*Entries shown*
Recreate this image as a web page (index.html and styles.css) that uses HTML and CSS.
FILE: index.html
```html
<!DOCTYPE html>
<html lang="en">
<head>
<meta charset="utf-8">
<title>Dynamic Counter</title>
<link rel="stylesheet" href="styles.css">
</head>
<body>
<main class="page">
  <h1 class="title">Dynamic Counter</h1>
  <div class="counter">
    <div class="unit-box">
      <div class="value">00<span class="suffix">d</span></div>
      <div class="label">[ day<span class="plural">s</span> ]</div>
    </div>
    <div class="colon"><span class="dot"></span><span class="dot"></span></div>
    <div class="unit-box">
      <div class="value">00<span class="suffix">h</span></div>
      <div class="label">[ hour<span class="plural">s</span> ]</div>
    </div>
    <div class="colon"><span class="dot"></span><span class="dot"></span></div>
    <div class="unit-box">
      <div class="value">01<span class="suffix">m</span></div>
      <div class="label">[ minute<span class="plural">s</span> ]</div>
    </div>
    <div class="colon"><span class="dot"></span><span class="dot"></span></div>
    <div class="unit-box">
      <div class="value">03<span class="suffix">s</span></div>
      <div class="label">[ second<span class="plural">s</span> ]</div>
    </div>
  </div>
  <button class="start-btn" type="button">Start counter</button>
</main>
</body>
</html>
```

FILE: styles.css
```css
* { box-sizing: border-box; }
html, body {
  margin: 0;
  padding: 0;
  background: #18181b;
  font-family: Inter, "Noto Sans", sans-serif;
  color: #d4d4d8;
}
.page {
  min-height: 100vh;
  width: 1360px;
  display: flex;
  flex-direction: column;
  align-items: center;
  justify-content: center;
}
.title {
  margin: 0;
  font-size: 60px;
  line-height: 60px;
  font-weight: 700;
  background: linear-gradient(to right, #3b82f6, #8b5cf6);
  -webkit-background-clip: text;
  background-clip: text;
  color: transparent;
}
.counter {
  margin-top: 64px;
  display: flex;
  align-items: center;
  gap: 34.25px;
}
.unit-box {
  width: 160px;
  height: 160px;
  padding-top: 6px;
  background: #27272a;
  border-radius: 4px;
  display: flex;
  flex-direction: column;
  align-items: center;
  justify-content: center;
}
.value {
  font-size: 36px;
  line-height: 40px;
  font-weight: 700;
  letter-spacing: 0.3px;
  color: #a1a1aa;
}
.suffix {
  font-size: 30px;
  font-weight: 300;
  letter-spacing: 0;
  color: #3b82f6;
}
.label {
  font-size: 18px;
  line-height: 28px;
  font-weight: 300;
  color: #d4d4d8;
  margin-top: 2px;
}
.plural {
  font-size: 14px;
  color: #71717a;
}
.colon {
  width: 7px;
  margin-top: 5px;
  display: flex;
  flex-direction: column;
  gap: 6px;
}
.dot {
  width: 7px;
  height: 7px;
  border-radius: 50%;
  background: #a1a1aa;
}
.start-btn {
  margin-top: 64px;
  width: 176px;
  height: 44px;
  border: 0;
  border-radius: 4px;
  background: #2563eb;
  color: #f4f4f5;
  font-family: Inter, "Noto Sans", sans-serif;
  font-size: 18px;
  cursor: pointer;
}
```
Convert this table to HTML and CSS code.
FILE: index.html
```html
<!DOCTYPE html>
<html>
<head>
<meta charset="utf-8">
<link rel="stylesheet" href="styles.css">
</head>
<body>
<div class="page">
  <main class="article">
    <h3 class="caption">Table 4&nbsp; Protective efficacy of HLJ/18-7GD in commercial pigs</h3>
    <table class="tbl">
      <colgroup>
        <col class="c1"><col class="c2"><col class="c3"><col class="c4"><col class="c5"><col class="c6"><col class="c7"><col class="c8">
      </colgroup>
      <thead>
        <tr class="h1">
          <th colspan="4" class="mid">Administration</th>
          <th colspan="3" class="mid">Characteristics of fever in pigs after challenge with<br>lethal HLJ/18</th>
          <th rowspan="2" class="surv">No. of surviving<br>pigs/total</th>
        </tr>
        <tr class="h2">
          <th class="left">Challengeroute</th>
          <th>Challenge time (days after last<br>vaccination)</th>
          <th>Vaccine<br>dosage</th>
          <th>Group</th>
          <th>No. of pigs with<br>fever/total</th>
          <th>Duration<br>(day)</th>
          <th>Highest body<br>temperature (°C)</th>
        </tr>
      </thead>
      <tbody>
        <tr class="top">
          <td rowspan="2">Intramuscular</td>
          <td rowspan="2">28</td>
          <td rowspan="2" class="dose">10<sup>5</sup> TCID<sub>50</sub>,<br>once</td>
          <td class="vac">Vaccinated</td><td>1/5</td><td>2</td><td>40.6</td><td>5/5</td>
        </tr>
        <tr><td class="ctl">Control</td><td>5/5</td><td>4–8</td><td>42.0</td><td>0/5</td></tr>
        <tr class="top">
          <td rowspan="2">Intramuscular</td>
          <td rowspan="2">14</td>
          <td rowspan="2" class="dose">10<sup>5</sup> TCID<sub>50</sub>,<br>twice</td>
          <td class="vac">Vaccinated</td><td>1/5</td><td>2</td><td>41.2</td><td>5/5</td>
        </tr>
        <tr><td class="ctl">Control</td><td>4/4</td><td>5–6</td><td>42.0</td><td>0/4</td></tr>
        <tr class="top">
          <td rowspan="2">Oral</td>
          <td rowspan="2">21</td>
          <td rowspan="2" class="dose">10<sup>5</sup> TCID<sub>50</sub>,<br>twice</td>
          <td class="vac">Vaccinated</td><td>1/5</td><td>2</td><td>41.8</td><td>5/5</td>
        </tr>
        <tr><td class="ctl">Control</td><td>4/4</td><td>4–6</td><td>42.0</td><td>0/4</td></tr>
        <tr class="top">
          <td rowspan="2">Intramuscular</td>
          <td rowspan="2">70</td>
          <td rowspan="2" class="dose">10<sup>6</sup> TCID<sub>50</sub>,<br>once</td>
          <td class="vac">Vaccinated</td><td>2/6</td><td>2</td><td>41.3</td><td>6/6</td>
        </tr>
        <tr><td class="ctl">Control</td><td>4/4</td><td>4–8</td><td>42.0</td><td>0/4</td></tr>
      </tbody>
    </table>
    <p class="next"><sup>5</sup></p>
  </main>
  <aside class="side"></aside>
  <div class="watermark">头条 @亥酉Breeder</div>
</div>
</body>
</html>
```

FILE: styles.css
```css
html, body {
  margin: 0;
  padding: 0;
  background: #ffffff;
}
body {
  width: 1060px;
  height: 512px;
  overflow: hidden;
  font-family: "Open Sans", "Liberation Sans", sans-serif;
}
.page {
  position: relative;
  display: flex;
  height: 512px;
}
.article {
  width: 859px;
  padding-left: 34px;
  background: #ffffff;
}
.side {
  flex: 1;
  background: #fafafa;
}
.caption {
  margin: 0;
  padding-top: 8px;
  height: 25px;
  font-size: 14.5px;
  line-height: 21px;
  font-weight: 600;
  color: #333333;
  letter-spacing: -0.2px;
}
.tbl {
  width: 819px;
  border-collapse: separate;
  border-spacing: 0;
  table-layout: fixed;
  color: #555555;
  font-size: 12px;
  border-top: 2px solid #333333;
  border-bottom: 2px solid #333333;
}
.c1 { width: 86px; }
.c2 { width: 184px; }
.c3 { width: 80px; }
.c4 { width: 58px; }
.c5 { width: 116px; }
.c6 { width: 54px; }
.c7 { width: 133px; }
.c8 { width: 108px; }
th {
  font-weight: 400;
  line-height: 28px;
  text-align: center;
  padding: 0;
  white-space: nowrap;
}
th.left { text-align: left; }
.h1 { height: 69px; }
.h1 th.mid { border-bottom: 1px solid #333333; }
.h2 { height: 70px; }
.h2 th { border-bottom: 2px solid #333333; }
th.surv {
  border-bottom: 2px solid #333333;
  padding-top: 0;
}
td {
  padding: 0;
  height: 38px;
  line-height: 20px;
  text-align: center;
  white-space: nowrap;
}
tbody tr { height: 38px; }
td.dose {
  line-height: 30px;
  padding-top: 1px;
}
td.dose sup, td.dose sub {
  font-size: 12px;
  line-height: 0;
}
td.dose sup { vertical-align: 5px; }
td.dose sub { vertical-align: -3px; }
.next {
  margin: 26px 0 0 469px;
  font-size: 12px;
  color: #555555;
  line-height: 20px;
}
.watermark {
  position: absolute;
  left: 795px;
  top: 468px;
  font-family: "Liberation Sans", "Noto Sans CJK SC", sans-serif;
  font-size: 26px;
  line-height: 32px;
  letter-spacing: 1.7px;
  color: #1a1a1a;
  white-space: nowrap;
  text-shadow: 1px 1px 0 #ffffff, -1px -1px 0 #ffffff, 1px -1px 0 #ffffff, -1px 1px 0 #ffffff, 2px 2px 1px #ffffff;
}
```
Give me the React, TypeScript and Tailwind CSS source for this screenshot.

*Work to do*
Search the data above for lines holding "page" and copy each of them.

*Answer to the problem*
Recreate this image as a web page (index.html and styles.css) that uses HTML and CSS.
<main class="page">
.page {
<div class="page">
.page {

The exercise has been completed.